29 December 2008 @ 06:41 pm
I don't think I'm a high-maintenance friend.  I do, however, think that I am a very needy friend sometimes.  I think I have a tendency to smother people.  I'm sorry if I have done so to you, I really just have a hard time coping with things that most people would consider to be just a part of normal life.  Social situations are very strenuous for me.  I have been told to "just get over it" enough times, I think people just assume I'm overreacting.  Just because you consider something to not be a big deal doesn't mean I experience in the same way.  Sometimes I deal with things just fine, but lately I've been having a hard time dealing with people and I just don't cope with things very well.  I'm sorry if I burden anyone with my silly insecurities, but just because you don't understand them doesn't mean they aren't serious to me.  

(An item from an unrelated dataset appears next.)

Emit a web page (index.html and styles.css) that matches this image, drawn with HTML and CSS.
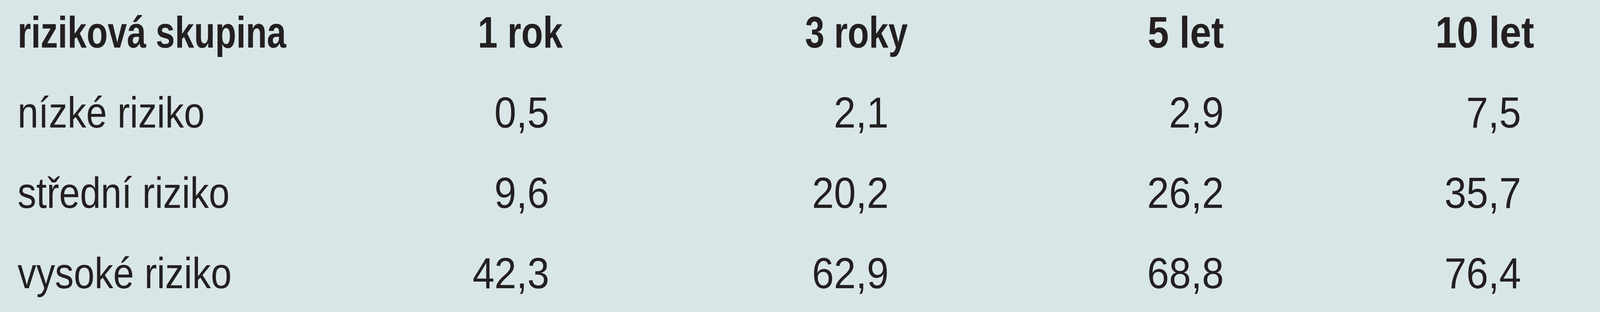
FILE: index.html
```html
<!DOCTYPE html>
<html lang="cs">
<head>
<meta charset="utf-8">
<title>Riziková skupina</title>
<link rel="stylesheet" href="styles.css">
</head>
<body>
<div class="risk-table">
  <div class="cell label head"><span class="t">riziková skupina</span></div>
  <div class="cell head c1"><span class="t">1 rok</span></div>
  <div class="cell head c2"><span class="t">3 roky</span></div>
  <div class="cell head c3"><span class="t">5 let</span></div>
  <div class="cell head c4"><span class="t">10 let</span></div>

  <div class="cell label"><span class="t">nízké riziko</span></div>
  <div class="cell num c1"><span class="t">0,5</span></div>
  <div class="cell num c2"><span class="t">2,1</span></div>
  <div class="cell num c3"><span class="t">2,9</span></div>
  <div class="cell num c4"><span class="t">7,5</span></div>

  <div class="cell label"><span class="t">střední riziko</span></div>
  <div class="cell num c1"><span class="t">9,6</span></div>
  <div class="cell num c2"><span class="t">20,2</span></div>
  <div class="cell num c3"><span class="t">26,2</span></div>
  <div class="cell num c4"><span class="t">35,7</span></div>

  <div class="cell label"><span class="t">vysoké riziko</span></div>
  <div class="cell num c1"><span class="t">42,3</span></div>
  <div class="cell num c2"><span class="t">62,9</span></div>
  <div class="cell num c3"><span class="t">68,8</span></div>
  <div class="cell num c4"><span class="t">76,4</span></div>
</div>
</body>
</html>
```

FILE: styles.css
```css
html, body {
  margin: 0;
  padding: 0;
  background: #d9e6e8;
}

body {
  width: 4113px;
  height: 800px;
  overflow: hidden;
  font-family: "Liberation Sans", Arial, sans-serif;
  color: #231f20;
}

.risk-table {
  display: grid;
  grid-template-columns: 1000px 395px 884px 809px 795px;
  row-gap: 76px;
  padding: 18px 0 0 45px;
}

.cell {
  font-size: 112px;
  line-height: 130px;
  height: 130px;
  white-space: nowrap;
  text-align: right;
}

.cell .t {
  display: inline-block;
  transform-origin: right center;
  transform: scaleX(0.9);
}

.cell.label {
  text-align: left;
}

.cell.label .t {
  transform-origin: left center;
  transform: scaleX(0.855);
}

.cell.head {
  font-size: 114px;
  font-weight: bold;
}

.cell.label.head .t { transform: scaleX(0.775); }
.head.c1 .t { transform: scaleX(0.797); }
.head.c2 .t { transform: scaleX(0.783); }
.head.c3 .t { transform: scaleX(0.855); }
.head.c4 .t { transform: scaleX(0.868); }

.num.c1 { padding-right: 34px; }
.num.c2 { padding-right: 49px; }
.num.c3 { padding-right: 0; }
.num.c4 { padding-right: 34px; }
```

Don't worry if you're reading this, it isn't about you.  The person that inspired this doesn't know I even have a LiveJournal account.  I just wanted to say it where somebody could read it.
 
 
29 December 2008 @ 06:35 pm
Its funny... When you're a kid, your problems seem like a big deal. Your fights are legitimate to you, you have a good reason to take offense, and your emotions are just as real. But adults see children's social interactions as immature.  Kids don't have the experience adults do, and their interactions don't have nearly as much importance or meaning. What is so strange is that if you look closely, adults have the same problems children do, and generally there is no more legitimacy to adult problems than child problems.  The difference is that when you're an adult, your actions have consequences that can last a long time, and since you have more life experience, you are more set in your ways.  Kids forgive each other very quickly, they learn to get along, they can get over any offense and just be friends, and as adults we smile and appreciate it.  We can enjoy their simplicity, but we cannot model it.  We are unwilling to give up our ideas of how others should treat us and what sorts of behaviors are acceptable.  It's really kind of pathetic, we seem to get more immature as we get older.